Wednesday, November 18, 2015

"Strange Interlude"

     In 1932 Norma Shearer and Clark Gable starred in a bizarre film, Strange Interlude, directed by Robert Z. Leonard.  In most films, characters' inner thoughts are conveyed in dialogue; if they have secret thoughts, or if they think something different than what they are saying, the filmmakers need to figure out a way to show the character's true feelings.

Norma Shearer, Strange Interlude, 1932.
     This is an interesting example of a Pre-Code film.  Shearer plays a woman married to a man with mental illness in his family; afraid of having a disturbed child, she gets pregnant by another man, played by Clark Gable, and pretends the child is her husband's.  Gable leaves the country, unaware he is a father, but when he returns after the child is born Shearer tells him the truth.   The film is ripe for melodrama, and everyone has secret feelings.  
   
     Characters deliver dialogue (written by Eugene O'Neill, and based on his play), but then we hear in voice over what they are also thinking, which is sometimes different than what they are saying.  This is a very odd, and unique, experience in film.  I've never seen this before.
   
     Cinema is meant to be a lived experience - we see the world through a character's eyes, and we experience their lives through action.  If characters tell us what they think, as dialogue, it feels very talky and expository.  Sometimes we hear a character talk in a Voice Over, as narration, and that can work if the film is being told "as a story."  Both of this happens in the real world - but we never hear what other people are thinking.  Only telepaths in science fiction can do this.  Perhaps that's why it doesn't really work on camera. 

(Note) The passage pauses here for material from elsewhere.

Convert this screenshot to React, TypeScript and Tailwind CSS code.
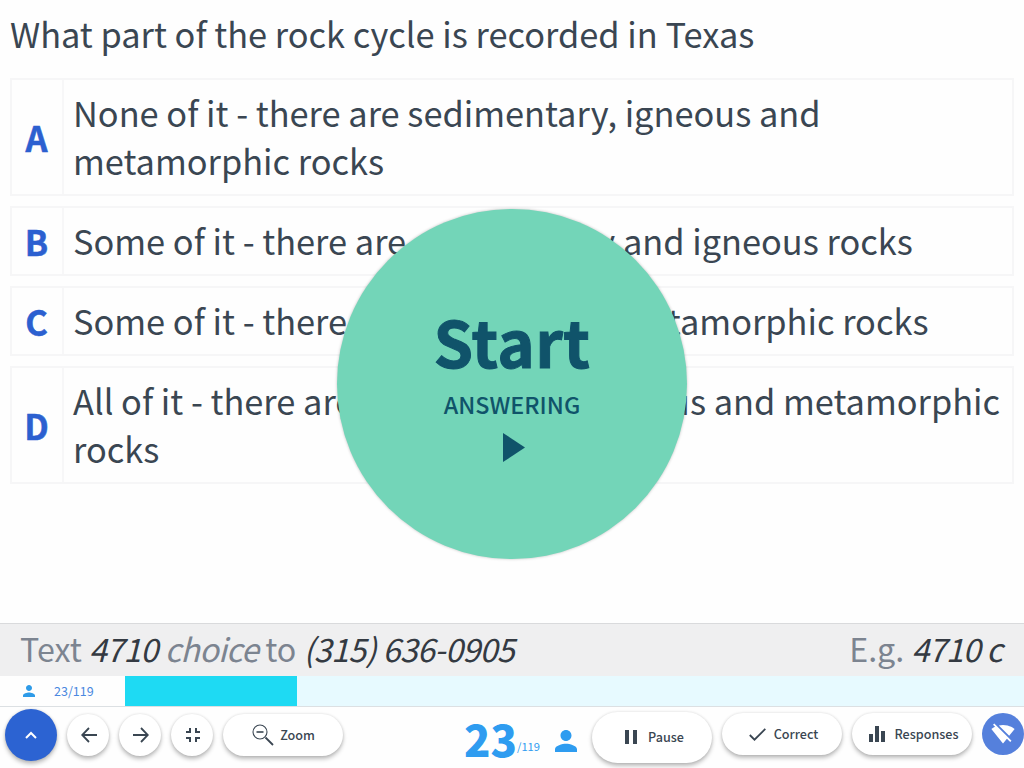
import type { ReactNode } from "react";

const answers = [
  { key: "A", lines: ["None of it - there are sedimentary, igneous and", "metamorphic rocks"] },
  { key: "B", lines: ["Some of it - there are sedimentary and igneous rocks"] },
  { key: "C", lines: ["Some of it - there are igneous and metamorphic rocks"] },
  { key: "D", lines: ["All of it - there are sedimentary, igneous and metamorphic", "rocks"] },
];

const shadow = "shadow-[0_3px_4px_rgba(0,0,0,0.25),0_0_3px_rgba(0,0,0,0.12)]";

function Person({ className }: { className: string }) {
  return (
    <svg viewBox="4 4 16 16" className={className} fill="currentColor">
      <path d="M12 12c2.21 0 4-1.79 4-4s-1.79-4-4-4-4 1.79-4 4 1.79 4 4 4zm0 2c-2.67 0-8 1.34-8 4v2h16v-2c0-2.66-5.33-4-8-4z" />
    </svg>
  );
}

function Round({ children }: { children: ReactNode }) {
  return (
    <button className={`flex size-[42px] shrink-0 items-center justify-center rounded-full bg-white ${shadow}`}>
      {children}
    </button>
  );
}

function Pill({ children, className }: { children: ReactNode; className: string }) {
  return (
    <button className={`flex w-[120px] shrink-0 items-center justify-center rounded-full bg-white text-[12.6px] font-medium leading-[20px] ${shadow} ${className}`}>
      {children}
    </button>
  );
}

export default function App() {
  return (
    <div className="relative flex h-[768px] w-[1024px] flex-col overflow-hidden bg-[#fefefe] font-['Noto_Sans_CJK_SC','Noto_Sans_CJK_JP',sans-serif] text-[#3a4652]">
      <main className="flex h-[623px] flex-col px-[10px] text-[34.36px]">
        <h1 className="h-[78px] whitespace-nowrap pt-[9px] leading-[48px]">What part of the rock cycle is recorded in Texas</h1>
        <div className="flex flex-col gap-[10px]">
          {answers.map((a) => (
            <div key={a.key} className="flex border-2 border-[#f6f6f7]">
              <div className="flex w-[52px] shrink-0 items-center justify-center border-r-2 border-[#f7f7f8] pb-[1px] pr-px font-bold leading-[48px] text-[#2c60d0] [-webkit-text-stroke:0.5px_currentColor]">
                {a.key}
              </div>
              <div className="pb-[10px] pl-[9px] pt-[8px]">
                {a.lines.map((l) => (
                  <p key={l} className="whitespace-nowrap leading-[48px]">{l}</p>
                ))}
              </div>
            </div>
          ))}
        </div>
      </main>

      <button className="absolute left-[337px] top-[209px] flex size-[350px] flex-col items-center rounded-full bg-[#73d5b8] pt-[91px] text-[#10536a] shadow-[0_0_3px_rgba(0,0,0,0.25)]">
        <span className="text-[63.5px] font-bold leading-[80px] tracking-[0.4px] [-webkit-text-stroke:1px_currentColor]">Start</span>
        <span className="mt-[9px] text-[23.3px] font-medium leading-[30px]">ANSWERING</span>
        <svg viewBox="0 0 22 29" className="ml-[4px] mt-[14px] h-[29px] w-[22px]" fill="currentColor">
          <path d="M0 0L22 14.5L0 29Z" />
        </svg>
      </button>

      <div className="flex h-[53px] items-start justify-between border-t border-[#d9dadc] bg-[#efeff0] pl-[20px] pr-[22px] text-[32.2px] leading-[48px] text-[#7c8490]">
        <p className="whitespace-nowrap">
          Text <i className="tracking-[-0.75px] text-[#343a42]">4710</i> <i className="tracking-[-0.75px]">choice</i> to{" "}
          <i className="tracking-[-0.6px] text-[#343a42]">(315) 636-0905</i>
        </p>
        <p className="whitespace-nowrap">
          E.g. <i className="tracking-[-0.75px] text-[#343a42]">4710 c</i>
        </p>
      </div>

      <div className="flex h-[31px] border-b border-[#dce0e3] bg-[#e7faff]">
        <div className="flex w-[125px] items-center bg-[#fefefe] pl-[23px] text-[12.5px] text-[#4a88e0]">
          <Person className="size-[12px] text-[#2e9be8]" />
          <span className="ml-[19px]">23/119</span>
        </div>
        <div className="w-[172px] bg-[#1edaf3]" />
      </div>

      <footer className="flex h-[61px] items-start">
        <button className={`ml-[5px] mt-[2px] flex size-[52px] items-center justify-center rounded-full bg-[#2c63d2] ${shadow}`}>
          <svg viewBox="0 0 12 8" className="h-[8px] w-[12px]" fill="none" stroke="white" strokeWidth="2">
            <path d="M1 7L6 2L11 7" />
          </svg>
        </button>
        <div className="ml-[10px] mt-[7px] flex gap-[10px]">
          <Round>
            <svg viewBox="0 0 16 16" className="ml-[2px] size-[16px]" fill="none" stroke="currentColor" strokeWidth="1.8">
              <path d="M16 8H1.5M8 1L1.2 8L8 15" />
            </svg>
          </Round>
          <Round>
            <svg viewBox="0 0 16 16" className="ml-[2px] size-[16px]" fill="none" stroke="currentColor" strokeWidth="1.8">
              <path d="M0 8H14.5M8 1L14.8 8L8 15" />
            </svg>
          </Round>
          <Round>
            <svg viewBox="0 0 14 14" className="ml-[2px] size-[14px]" fill="none" stroke="currentColor" strokeWidth="2">
              <path d="M0 4H4V0M10 0V4H14M0 10H4V14M10 14V10H14" />
            </svg>
          </Round>
          <Pill className="h-[42px] pl-px">
            <svg viewBox="0 0 22 22" className="mr-[6px] size-[22px]" fill="none" stroke="currentColor">
              <circle cx="8" cy="8" r="7" strokeWidth="1.1" />
              <path d="M4.5 8H11.5" strokeWidth="1.6" />
              <path d="M13.5 13.5L21 21" strokeWidth="1.8" />
            </svg>
            Zoom
          </Pill>
        </div>
        <div className="ml-[121px] flex w-[114px] text-[#2e9cf0]">
          <span className="w-[53px] pt-[2px] text-[43.5px] font-black leading-[60px]">23</span>
          <span className="mt-[29px] w-[23px] text-[11.2px] leading-[20px]">/119</span>
          <Person className="ml-[15px] mt-[23px] size-[22px] shrink-0" />
        </div>
        <Pill className="ml-[14px] mt-[5px] h-[51px] pb-[2px] pl-[5px]">
          <svg viewBox="0 0 12 14" className="mr-[11px] h-[14px] w-[12px]" fill="currentColor">
            <path d="M0 0H4V14H0ZM8 0H12V14H8Z" />
          </svg>
          Pause
        </Pill>
        <Pill className="ml-[10px] mt-[6px] h-[42px] pl-[3px]">
          <svg viewBox="0 0 17 13" className="mr-[8px] h-[13px] w-[17px]" fill="none" stroke="currentColor" strokeWidth="1.8">
            <path d="M0.8 7L5.5 11.7L16.3 0.9" />
          </svg>
          Correct
        </Pill>
        <Pill className="ml-[10px] mt-[6px] h-[42px] pl-[4px]">
          <svg viewBox="0 0 16 16" className="mr-[9px] size-[16px]" fill="currentColor">
            <path d="M0 8H4V16H0ZM6 0H10V16H6ZM12 5H16V16H12Z" />
          </svg>
          Responses
        </Pill>
        <button className="ml-[10px] mt-[6px] flex size-[42px] shrink-0 items-center justify-center rounded-full bg-[#5580dc] text-white">
          <svg viewBox="0 0 24 24" className="size-[24px]" fill="currentColor">
            <path d="M23.64 7c-.45-.34-4.93-4-11.64-4-1.5 0-2.89.19-4.15.48L18.18 13.8 23.64 7zm-6.6 8.22L3.27 1.44 2 2.72l2.05 2.06C1.91 5.76.59 6.82.36 7l11.63 14.49.01.01.01-.01 3.9-4.86 3.32 3.32 1.27-1.27-3.46-3.46z" />
          </svg>
        </button>
      </footer>
    </div>
  );
}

     I would rather learn what characters are really thinking through camerawork and direction, with subtle use of reaction shots and how dialogue is edited, then stopping the action to freeze on a character's face as we hear their inner dialogue.
   
     I think this film can be compared to other interesting experiments like Lady in the Lake from 1947.  In that adaptation of a Raymond Chandler novel, Robert Montgomery starred as the main character, but he was almost never on the camera as the film was shot from his direct POV - characters talked to him directly, and we never saw his reaction, unless he was looking in a mirror.

     Both of these films subvert the way we connect with the main characters.  Instead of using traditional Hollywood editing techniques to define point of view and create a connection with the character, experimental techniques fail to help the audience connect with characters.